2016’s lone mission to the Red Planet will launch atop a Russian Proton rocket.
The individual orbiter and lander spacecraft were recently mated at Baikonur on February 12.
To prepare for the encapsulation, engineers first tilted the spacecraft horizontally. Then they rolled the first fairing half underneath the spacecraft and Breeze on a track inside the Baikonur cleanroom.
Then they used an overhead crane to carefully lower the second fairing half and maneuver it into place from above to fully encapsulate the precious payload.
The 13.5 foot (4.1-meter) diameter payload fairing holding the ExoMars 2016 spacecraft and Breeze upper stage will next be mated to the Proton rocket and rolled out to the Baikonur launch pad.
The launch window extends until March 25.

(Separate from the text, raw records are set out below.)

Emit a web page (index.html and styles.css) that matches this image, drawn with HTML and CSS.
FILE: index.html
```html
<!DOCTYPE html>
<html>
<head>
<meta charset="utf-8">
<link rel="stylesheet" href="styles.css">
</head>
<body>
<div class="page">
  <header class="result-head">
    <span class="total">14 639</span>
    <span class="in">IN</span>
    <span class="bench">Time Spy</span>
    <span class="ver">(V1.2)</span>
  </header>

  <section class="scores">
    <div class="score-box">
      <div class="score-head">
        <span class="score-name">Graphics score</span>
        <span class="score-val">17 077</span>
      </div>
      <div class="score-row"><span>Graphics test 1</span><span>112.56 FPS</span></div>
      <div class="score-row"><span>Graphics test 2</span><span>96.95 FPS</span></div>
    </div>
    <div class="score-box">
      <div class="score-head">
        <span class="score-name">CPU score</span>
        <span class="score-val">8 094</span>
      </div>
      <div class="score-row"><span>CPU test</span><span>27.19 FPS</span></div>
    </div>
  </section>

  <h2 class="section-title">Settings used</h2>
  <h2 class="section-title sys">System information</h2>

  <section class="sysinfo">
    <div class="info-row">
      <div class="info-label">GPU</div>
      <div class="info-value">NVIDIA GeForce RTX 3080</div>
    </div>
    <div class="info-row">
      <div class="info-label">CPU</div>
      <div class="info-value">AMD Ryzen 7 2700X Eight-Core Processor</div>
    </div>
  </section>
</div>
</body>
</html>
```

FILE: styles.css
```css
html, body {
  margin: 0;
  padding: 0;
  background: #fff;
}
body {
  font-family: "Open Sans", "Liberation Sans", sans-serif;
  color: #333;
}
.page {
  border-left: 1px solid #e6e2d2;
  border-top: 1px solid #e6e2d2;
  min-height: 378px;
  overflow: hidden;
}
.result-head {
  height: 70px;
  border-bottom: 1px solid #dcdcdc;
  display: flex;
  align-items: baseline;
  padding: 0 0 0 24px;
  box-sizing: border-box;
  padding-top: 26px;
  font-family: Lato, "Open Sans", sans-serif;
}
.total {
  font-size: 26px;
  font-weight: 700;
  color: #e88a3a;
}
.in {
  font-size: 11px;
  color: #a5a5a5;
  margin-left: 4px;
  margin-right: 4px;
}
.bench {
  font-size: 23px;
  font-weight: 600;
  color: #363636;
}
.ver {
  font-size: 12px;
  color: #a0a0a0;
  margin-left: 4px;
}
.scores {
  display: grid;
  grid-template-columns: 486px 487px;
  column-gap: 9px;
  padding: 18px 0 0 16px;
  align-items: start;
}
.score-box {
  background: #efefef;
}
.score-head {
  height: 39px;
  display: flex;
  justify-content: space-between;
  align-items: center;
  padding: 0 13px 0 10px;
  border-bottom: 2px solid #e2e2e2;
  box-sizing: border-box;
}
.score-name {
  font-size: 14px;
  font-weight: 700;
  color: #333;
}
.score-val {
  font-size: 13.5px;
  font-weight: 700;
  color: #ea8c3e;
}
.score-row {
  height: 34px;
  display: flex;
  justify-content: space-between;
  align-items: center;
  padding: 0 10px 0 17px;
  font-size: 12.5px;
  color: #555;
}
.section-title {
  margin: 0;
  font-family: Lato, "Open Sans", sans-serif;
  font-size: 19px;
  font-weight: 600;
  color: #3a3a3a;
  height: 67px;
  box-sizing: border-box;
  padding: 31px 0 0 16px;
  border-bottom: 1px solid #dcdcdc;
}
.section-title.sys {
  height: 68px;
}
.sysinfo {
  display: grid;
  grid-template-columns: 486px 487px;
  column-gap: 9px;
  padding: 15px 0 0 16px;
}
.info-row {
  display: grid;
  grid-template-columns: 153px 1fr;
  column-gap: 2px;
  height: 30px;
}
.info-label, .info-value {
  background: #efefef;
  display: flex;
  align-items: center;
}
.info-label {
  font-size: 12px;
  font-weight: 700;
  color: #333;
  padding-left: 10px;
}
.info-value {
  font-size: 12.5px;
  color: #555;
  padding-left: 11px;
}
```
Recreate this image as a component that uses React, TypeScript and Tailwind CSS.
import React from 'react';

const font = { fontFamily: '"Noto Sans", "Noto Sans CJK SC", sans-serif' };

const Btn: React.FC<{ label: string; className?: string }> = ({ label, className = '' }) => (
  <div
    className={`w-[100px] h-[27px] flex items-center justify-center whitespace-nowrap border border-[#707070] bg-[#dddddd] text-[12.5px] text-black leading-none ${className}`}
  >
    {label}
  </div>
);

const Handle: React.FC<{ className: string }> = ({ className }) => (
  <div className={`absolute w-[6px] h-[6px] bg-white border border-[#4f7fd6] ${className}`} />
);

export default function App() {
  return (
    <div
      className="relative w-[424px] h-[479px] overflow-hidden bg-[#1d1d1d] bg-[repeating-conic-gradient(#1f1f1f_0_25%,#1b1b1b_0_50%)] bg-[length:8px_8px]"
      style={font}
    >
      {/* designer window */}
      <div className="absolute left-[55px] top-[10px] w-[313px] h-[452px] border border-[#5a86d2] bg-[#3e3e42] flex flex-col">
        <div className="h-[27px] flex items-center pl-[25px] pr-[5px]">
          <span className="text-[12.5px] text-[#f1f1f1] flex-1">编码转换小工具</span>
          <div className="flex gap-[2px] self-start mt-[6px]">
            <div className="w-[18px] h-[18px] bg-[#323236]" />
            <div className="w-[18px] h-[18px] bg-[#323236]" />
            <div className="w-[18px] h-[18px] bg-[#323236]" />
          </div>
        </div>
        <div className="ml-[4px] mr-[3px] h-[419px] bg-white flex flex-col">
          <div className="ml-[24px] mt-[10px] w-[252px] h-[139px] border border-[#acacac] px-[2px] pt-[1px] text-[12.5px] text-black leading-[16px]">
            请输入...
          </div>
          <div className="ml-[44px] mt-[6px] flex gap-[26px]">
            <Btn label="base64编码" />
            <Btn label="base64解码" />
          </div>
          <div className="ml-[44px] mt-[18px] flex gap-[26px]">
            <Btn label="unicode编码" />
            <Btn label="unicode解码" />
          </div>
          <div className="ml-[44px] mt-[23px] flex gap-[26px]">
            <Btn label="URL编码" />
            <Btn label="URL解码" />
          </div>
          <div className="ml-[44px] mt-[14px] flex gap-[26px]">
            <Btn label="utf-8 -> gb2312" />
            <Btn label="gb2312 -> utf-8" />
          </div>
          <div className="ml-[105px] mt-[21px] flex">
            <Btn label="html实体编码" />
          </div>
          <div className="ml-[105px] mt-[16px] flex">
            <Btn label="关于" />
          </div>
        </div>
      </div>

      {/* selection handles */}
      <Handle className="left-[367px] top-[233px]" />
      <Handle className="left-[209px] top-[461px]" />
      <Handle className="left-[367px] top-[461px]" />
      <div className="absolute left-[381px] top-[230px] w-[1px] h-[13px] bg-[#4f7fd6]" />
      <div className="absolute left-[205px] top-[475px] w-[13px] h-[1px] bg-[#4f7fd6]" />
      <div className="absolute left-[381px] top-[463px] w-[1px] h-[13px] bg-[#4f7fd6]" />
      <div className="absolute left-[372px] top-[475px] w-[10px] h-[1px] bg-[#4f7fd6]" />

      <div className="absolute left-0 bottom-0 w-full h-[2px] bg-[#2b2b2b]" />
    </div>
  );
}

The ExoMars 2016 TGO orbiter is equipped with a payload of four science instruments supplied by European and Russian scientists. It will investigate the source and precisely measure the quantity of the methane and other trace gases.
The 2016 lander will carry an international suite of science instruments and test European entry, descent and landing (EDL) technologies for the 2nd ExoMars mission in 2018.
The battery powered lander is expected to operate for up to eight days.
The 2018 ExoMars mission will deliver an advanced rover to the Red Planet’s surface.
It is equipped with the first ever deep driller that can collect samples to depths of 2 meters where the environment is shielded from the harsh conditions on the surface – namely the constant bombardment of cosmic radiation and the presence of strong oxidants like perchlorates that can destroy organic molecules.
ExoMars was originally a joint NASA/ESA project.
But thanks to hefty cuts to NASA’s budget by Washington DC politicians, NASA was forced to terminate the agencies involvement after several years of extremely detailed work and withdraw from participation as a full partner in the exciting ExoMars missions.
Thereafter Russia agreed to take NASA’s place and provide the much needed funding and rockets for the pair of launches in March 2016 and May 2018.